You need: Cardboard, a hole punch, string or a shoelace
10. Simple food preparation
Let your child wash fruit, peel a banana, spread butter on bread, or tear lettuce for a salad. Real kitchen tasks are among the most powerful Montessori activities because they combine fine motor skills, sequencing, responsibility, and the reward of eating what you made — all in one go.
You need: Safe kitchen tools, simple ingredients
Parent tip: You do not need to buy anything special to start. Look around your home — a muffin tray, some dried beans, a jug, and a tray are enough to set up five Montessori activities today. The magic is in the simplicity, not the price tag.
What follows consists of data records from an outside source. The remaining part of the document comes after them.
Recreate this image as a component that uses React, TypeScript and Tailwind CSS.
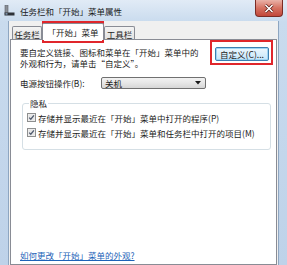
import React from 'react';

const TaskbarIcon = () => (
  <svg width="11" height="11" viewBox="0 0 11 11">
    <rect x="1" y="0.5" width="3" height="8" fill="#8a8f96" stroke="#5a5f66" strokeWidth="0.6" />
    <rect x="0.5" y="7.5" width="10" height="3" fill="#2e3238" />
    <rect x="1.5" y="8.3" width="2" height="1.2" fill="#9ab8d8" />
  </svg>
);

const Check = () => (
  <svg width="9" height="9" viewBox="0 0 9 9" className="shrink-0">
    <rect x="0.5" y="0.5" width="8" height="8" fill="#f3f3f3" stroke="#8e8f8f" />
    <rect x="1.5" y="1.5" width="6" height="6" fill="#e6e6e6" />
    <path d="M2.2 4.6 L3.8 6.2 L6.9 2.4" fill="none" stroke="#4f5a6e" strokeWidth="1.3" />
  </svg>
);

export default function App() {
  return (
    <div className="relative flex h-[265px] w-[287px] flex-col overflow-hidden bg-[linear-gradient(to_bottom,#e1ebf6,#c9dbee_22px,#bed2e9)] font-['Noto_Sans_CJK_SC',sans-serif] text-[8.5px] leading-[10px] text-[#1c1c1c]">
      {/* title bar */}
      <div className="flex h-[21px] shrink-0 items-start">
        <div className="mt-[5px] ml-[4px]">
          <TaskbarIcon />
        </div>
        <span className="mt-[6px] ml-[5px] text-[8.5px] leading-[10px] text-[#1a1a1a]">任务栏和「开始」菜单属性</span>
        <div className="mr-[4px] ml-auto flex h-[17px] w-[28px] items-center justify-center rounded-b-[4px] border border-t-0 border-[#7b2c25] bg-[linear-gradient(to_bottom,#eab2a8,#d67262_50%,#c2473a)]">
          <svg width="10" height="9" viewBox="0 0 10 9">
            <path d="M1.5 1 L8.5 8 M8.5 1 L1.5 8" stroke="#5a1a14" strokeWidth="3" />
            <path d="M1.5 1 L8.5 8 M8.5 1 L1.5 8" stroke="#ffffff" strokeWidth="1.6" />
          </svg>
        </div>
      </div>

      {/* dialog body */}
      <div className="mx-[8px] flex flex-1 flex-col border-x border-[#8ea6c1] bg-[#f0f0f0] pr-[1px] pl-[1px]">
        {/* tabs */}
        <div className="flex h-[18px] shrink-0 items-end pl-[2px]">
          <div className="flex h-[13px] w-[30px] items-center justify-center rounded-t-[2px] border border-b-0 border-[#898c95] bg-[linear-gradient(to_bottom,#f4f4f4,#e2e2e2)] pt-[1px]">
            任务栏
          </div>
          <div className="relative z-10 -mb-px flex h-[17px] w-[62px] items-center justify-center rounded-t-[2px] border border-b-0 border-[#898c95] bg-white pb-[1px]">
            「开始」菜单
          </div>
          <div className="flex h-[13px] w-[31px] items-center justify-center rounded-t-[2px] border border-b-0 border-[#898c95] bg-[linear-gradient(to_bottom,#f4f4f4,#e2e2e2)] pt-[1px]">
            工具栏
          </div>
        </div>

        {/* panel */}
        <div className="flex flex-1 flex-col border border-[#898c95] bg-white pt-[7px] pr-[7px] pl-[9px]">
          <div className="flex items-start justify-between">
            <p className="w-[185px] leading-[11px]">
              要自定义链接、图标和菜单在「开始」菜单中的
              <br />
              外观和行为，请单击“自定义”。
            </p>
            <div className="flex h-[14px] w-[54px] items-center justify-center rounded-[2px] border border-[#3c7fb1] bg-[linear-gradient(to_bottom,#eef7fd,#d9effc_50%,#c4e5fa)] shadow-[inset_0_0_0_1px_#9fd5f5]">
              自定义(C)...
            </div>
          </div>

          <div className="mt-[8px] flex items-center">
            <span className="w-[81px]">电源按钮操作(B):</span>
            <div className="flex h-[12px] w-[105px] items-center justify-between rounded-[2px] border border-[#707070] bg-[linear-gradient(to_bottom,#f2f2f2,#e6e6e6_50%,#d6d6d6)] pr-[4px] pl-[3px]">
              <span>关机</span>
              <svg width="6" height="4" viewBox="0 0 6 4">
                <path d="M0 0 L6 0 L3 3.5 Z" fill="#1a1a1a" />
              </svg>
            </div>
          </div>

          <fieldset className="mt-[9px] ml-[2px] w-[249px] rounded-[3px] border border-[#d5dfe5] pb-[9px] pl-[4px]">
            <legend className="ml-[2px] px-[1px]">隐私</legend>
            <div className="mt-[2px] flex h-[15px] items-center gap-[2px]">
              <Check />
              <span>存储并显示最近在「开始」菜单中打开的程序(P)</span>
            </div>
            <div className="flex h-[15px] items-center gap-[2px]">
              <Check />
              <span>存储并显示最近在「开始」菜单和任务栏中打开的项目(M)</span>
            </div>
          </fieldset>

          <a className="mt-[100px] w-fit text-[#1d63b8] underline">如何更改「开始」菜单的外观?</a>
        </div>
      </div>

      {/* red highlight boxes */}
      <div className="pointer-events-none absolute top-[21px] left-[42px] h-[22px] w-[62px] border-2 border-[#e0262b]" />
      <div className="pointer-events-none absolute top-[40px] left-[210px] h-[25px] w-[63px] border-2 border-[#e0262b]" />
    </div>
  );
}
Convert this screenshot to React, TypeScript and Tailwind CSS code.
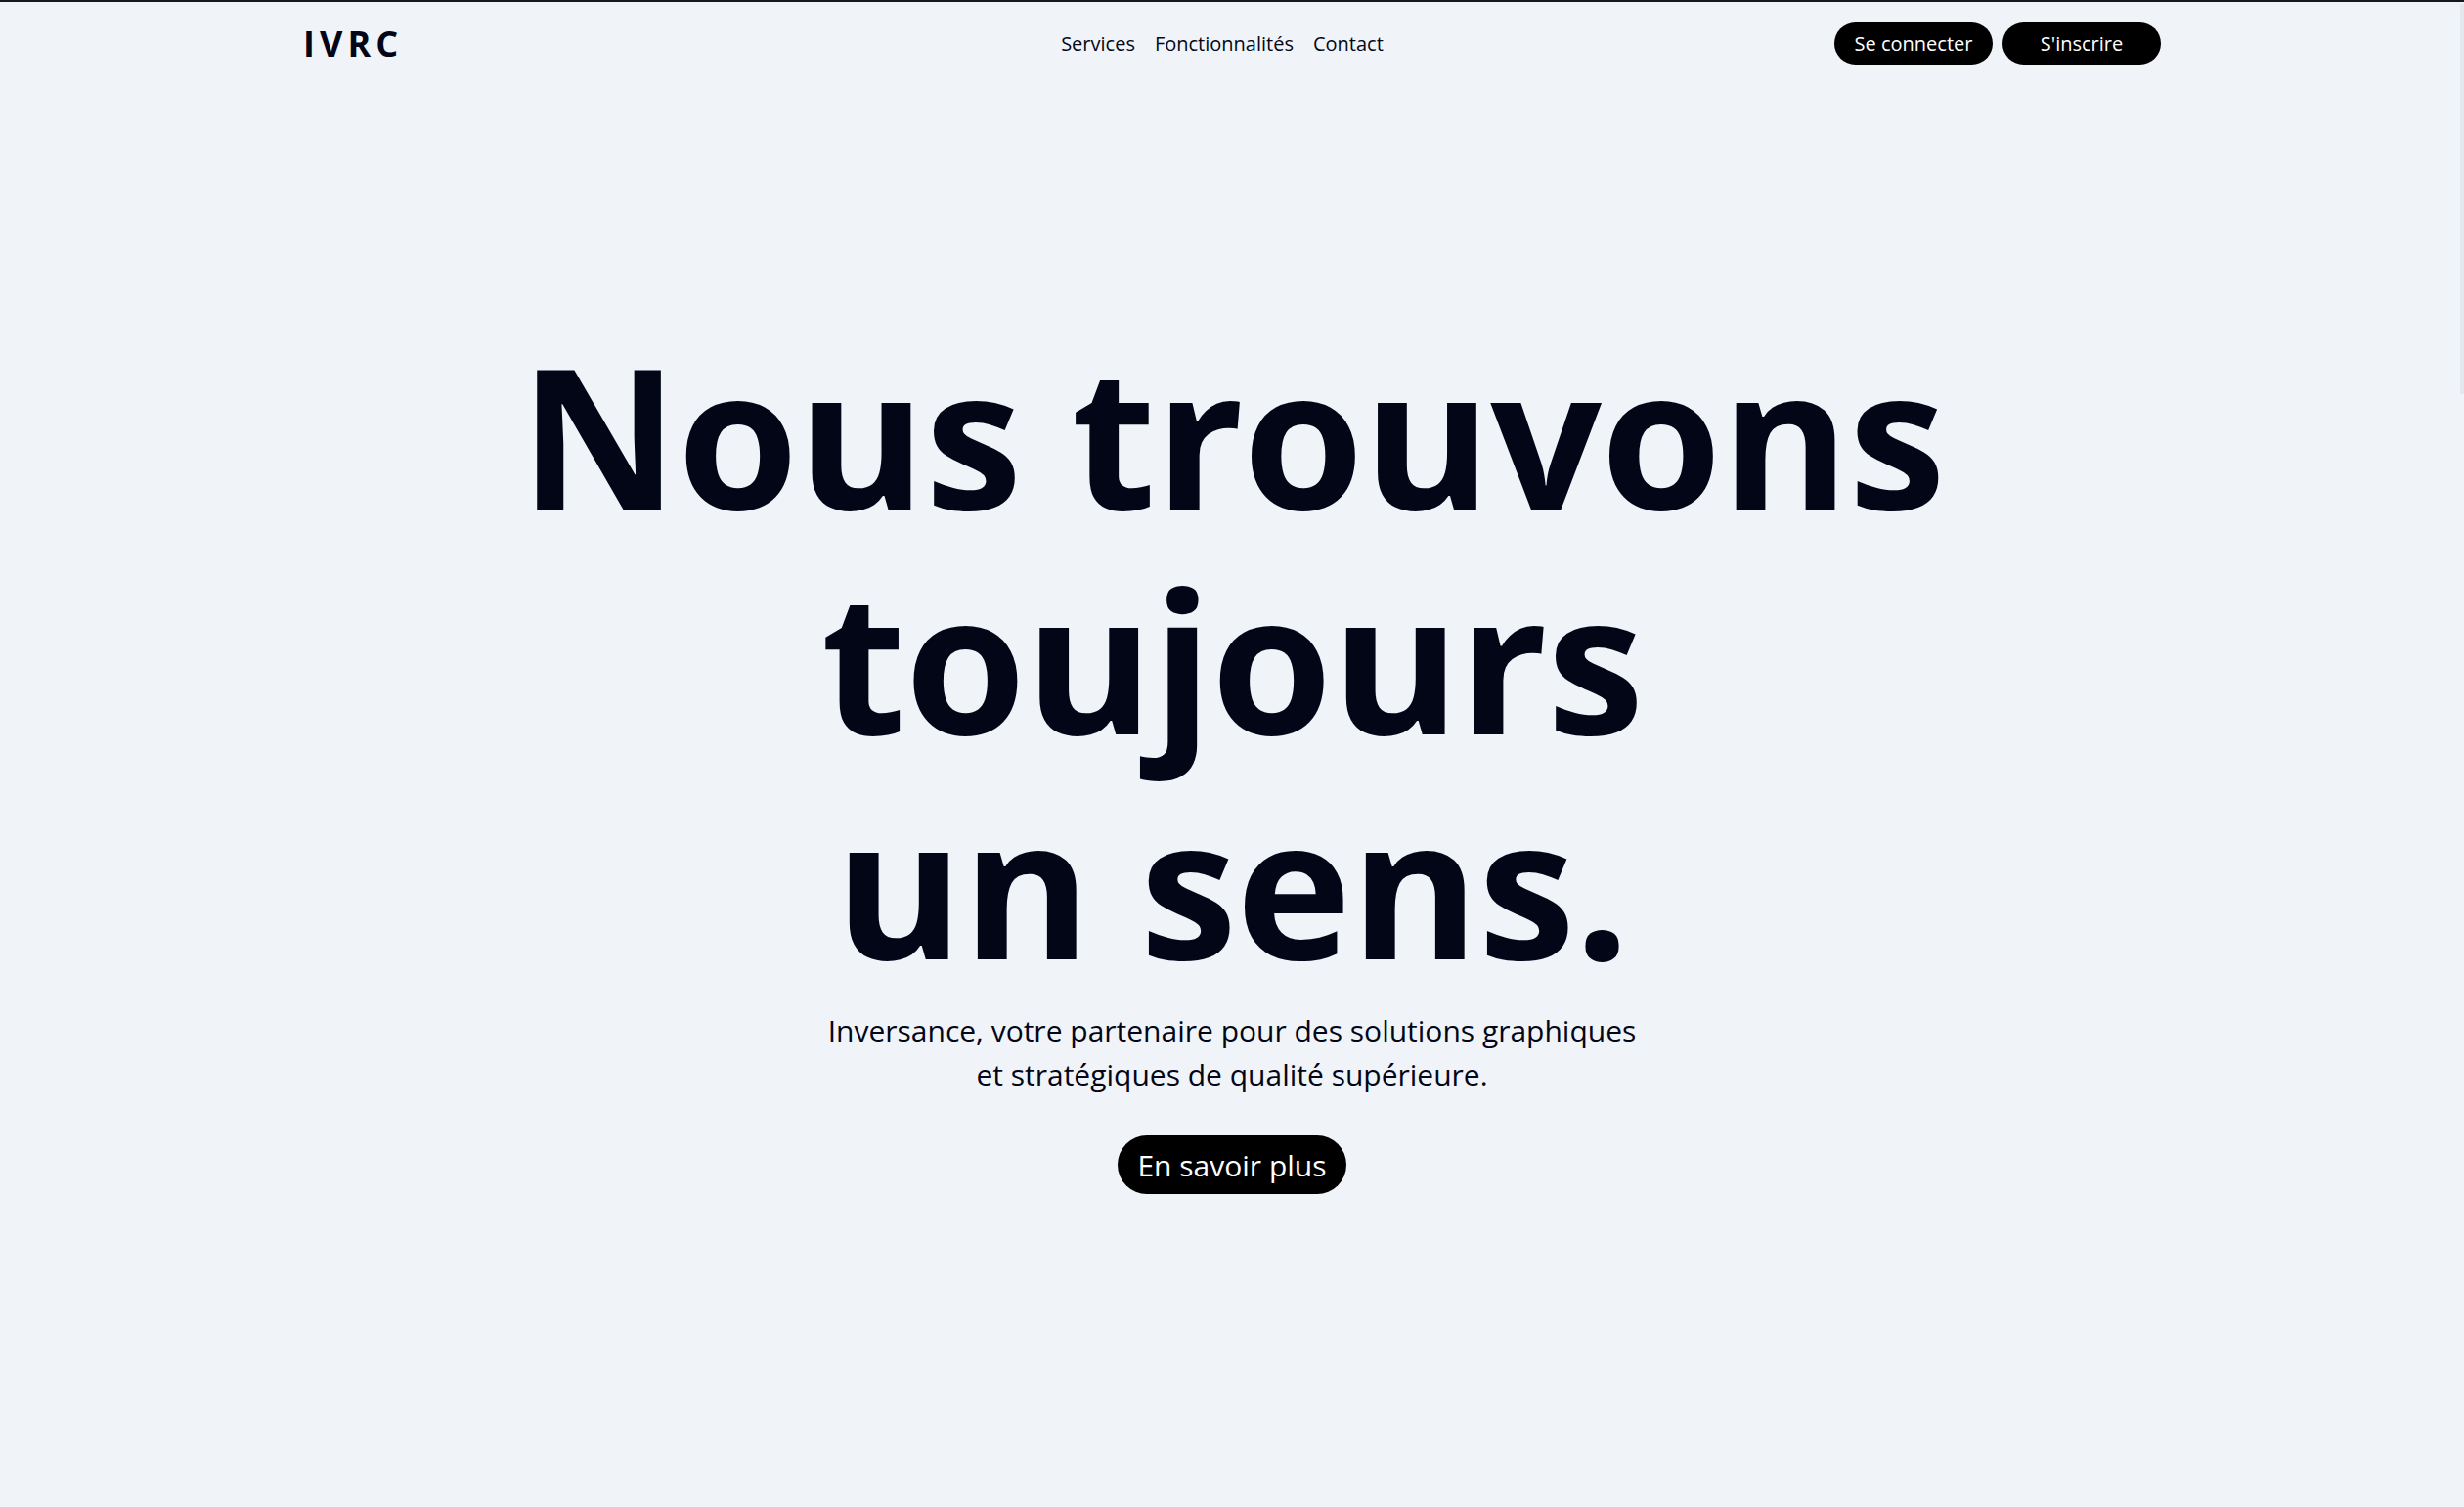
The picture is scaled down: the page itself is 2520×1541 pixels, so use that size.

How to set up a simple Montessori space at home
- Use a low shelf or tray that your child can access independently without asking for help
- Keep only 3 to 5 activities on the shelf at a time — too many choices causes overwhelm
- Rotate activities every week or two to keep curiosity fresh
- Store each activity in its own tray or basket so the child can take it out and put it back easily
- Keep the space tidy and beautiful — children are drawn to order and calm environments
- Observe more, instruct less — let your child figure things out before you step in
Why Montessori works — what the research says
Studies consistently show that children in Montessori environments develop stronger executive function, better reading and math skills, and higher levels of creativity and social skills compared to children in traditional classroom settings. But perhaps the most important outcome is this: they learn to love learning. And that love stays with them for life.
Montessori at home does not have to be perfect or Pinterest-worthy. It just has to give your child the space to explore, the freedom to choose, and the joy of doing things for themselves. Start with one activity from this list today and watch what happens. You might be surprised at how long they stay focused — and how proud they look when they finish.